E The FSAP opined that the insurance sector faces “structural challenges” to its development and voiced several recommendations. The assessment called modernization of the insurance law a “precondition for strengthening the ICC’s effectiveness.” The FSAP also proposed replacement of the National Insurance Board with a consultative process and effectively suggested legal changes to secure operational independence for the ICC and update the scope of its activities. Do you agree with these perspectives and proposals?
The facts speak for themselves. In the last 18 months, the ICC introduced the first controls and financial returns on brokers, conducted on-site inspections at car registration sites and financial services institutions across Lebanon, took action against unlicensed entities selling insurance products, started a process to review insurance products in the market, opened communication channels with the Association of Insurance Companies of Lebanon (ACAL) and Lebanese Insurance Brokers Syndicate (LIBS) and actively involved them in its process to design regulatory reforms, and much more.
Notwithstanding legal modernization, the regulator needs to assert its role with tangible and useful action; the fact is that the strongest legislation would remain useless if it were not translated into action that left a positive impact on the sector. On the other hand, no one would oppose a regulator determined to fulfill its mission and serve the best interests of policyholders and shareholders, even if its actions were not explicitly stipulated in the law. Replacing the National Insurance Board with a consultative process is a possible solution that mitigates the risk of political deadlock, but it is not the only one.
Corporate governance remains a major concern for the ICC, and a challenging area to address given the historical context, as a large number of companies are family-owned
E What are the ICC’s plans in relation to imposing corporate governance regulations on insurance providers, and what legal methodology do you envision for the implementation or enforcement of governance mandates on Lebanese insurance providers?

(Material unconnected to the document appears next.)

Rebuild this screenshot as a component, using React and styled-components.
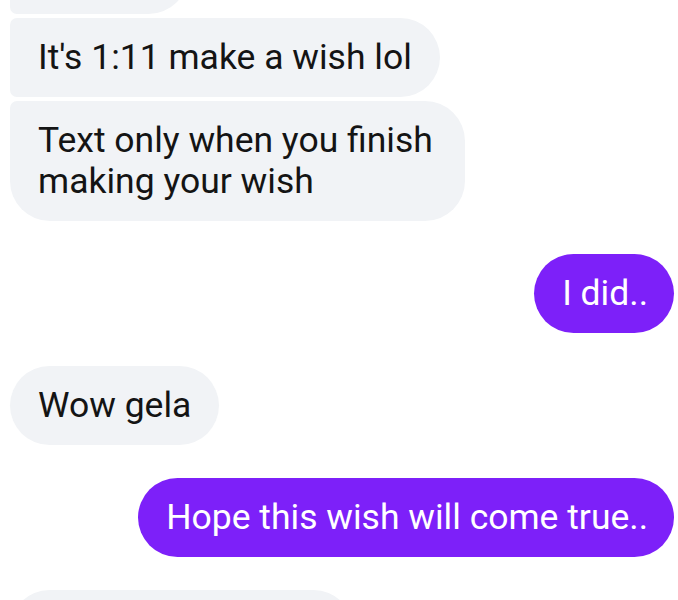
import React from "react";
import styled, { createGlobalStyle, css } from "styled-components";

const Global = createGlobalStyle`
  html, body { margin: 0; padding: 0; background: #ffffff; }
  body { font-family: Roboto, "Noto Sans", "Liberation Sans", sans-serif; }
`;

const Screen = styled.div`
  width: 678px;
  height: 600px;
  overflow: hidden;
  background: #ffffff;
`;

const Thread = styled.div`
  display: flex;
  flex-direction: column;
  margin-top: -65px;
  padding: 0 4px 0 10px;
`;

const Group = styled.div`
  display: flex;
  flex-direction: column;
  align-items: ${(p) => (p.$mine ? "flex-end" : "flex-start")};
  gap: 4px;
  & + & { margin-top: 33px; }
`;

const BIG = "40px";
const SMALL = "7px";

const radius = (side, pos) => {
  if (side === "mine") return css`border-radius: ${BIG};`;
  const tl = pos === "first" || pos === "single" ? BIG : SMALL;
  const bl = pos === "last" || pos === "single" ? BIG : SMALL;
  return css`border-radius: ${tl} ${BIG} ${BIG} ${bl};`;
};

const Bubble = styled.div`
  box-sizing: border-box;
  max-width: ${(p) => (p.$mine ? "580px" : "455px")};
  padding: 19px ${(p) => (p.$mine ? "26px" : "28px")} 19px 28px;
  font-size: 35.5px;
  line-height: 41px;
  background: ${(p) => (p.$mine ? "#7d20f9" : "#f1f3f6")};
  color: ${(p) => (p.$mine ? "#ffffff" : "#141414")};
  ${(p) => radius(p.$mine ? "mine" : "theirs", p.$pos)}
`;

const groups = [
  { mine: false, msgs: ["Hahaha", "It's 1:11 make a wish lol", "Text only when you finish making your wish"] },
  { mine: true, msgs: ["I did.."] },
  { mine: false, msgs: ["Wow gela"] },
  { mine: true, msgs: ["Hope this wish will come true.."] },
  { mine: false, msgs: ["I hope so too, gela"] },
];

const posOf = (i, n) => (n === 1 ? "single" : i === 0 ? "first" : i === n - 1 ? "last" : "middle");

export default function App() {
  return (
    <>
      <Global />
      <Screen>
        <Thread>
          {groups.map((g, gi) => (
            <Group key={gi} $mine={g.mine}>
              {g.msgs.map((m, i) => (
                <Bubble key={i} $mine={g.mine} $pos={posOf(i, g.msgs.length)}>
                  {m}
                </Bubble>
              ))}
            </Group>
          ))}
        </Thread>
      </Screen>
    </>
  );
}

Corporate governance remains a major concern for the ICC, and a challenging area to address given the historical context, as a large number of companies are family-owned. The ICC is addressing this issue using a risk-based approach on a case-by-case basis, and the sector is cooperating.
It should be stated that companies should not sit back and wait for the regulator to give them instructions on how they should best conduct their business. Corporate governance is not a matter of supervision but a fundamental requirement for the long-term sustainability of any business, let alone insurance. It should be stated that a number of players in the market have implemented advanced governance and extracted significant advantages from it in terms of performance and general business conduct.
E You have revised the ICC’s logo and identity in 2016. What is your message with the new logo?
This is a step toward an ICC that will become an independent supervisory body with its own internal governance, in line with the international trend for insurance regulatory bodies. Lebanon has a long insurance history, and the potential to reach a stage where the sector plays a major role in the nation’s economy is large. The ICC’s aim is to be a primary actor in this transformation.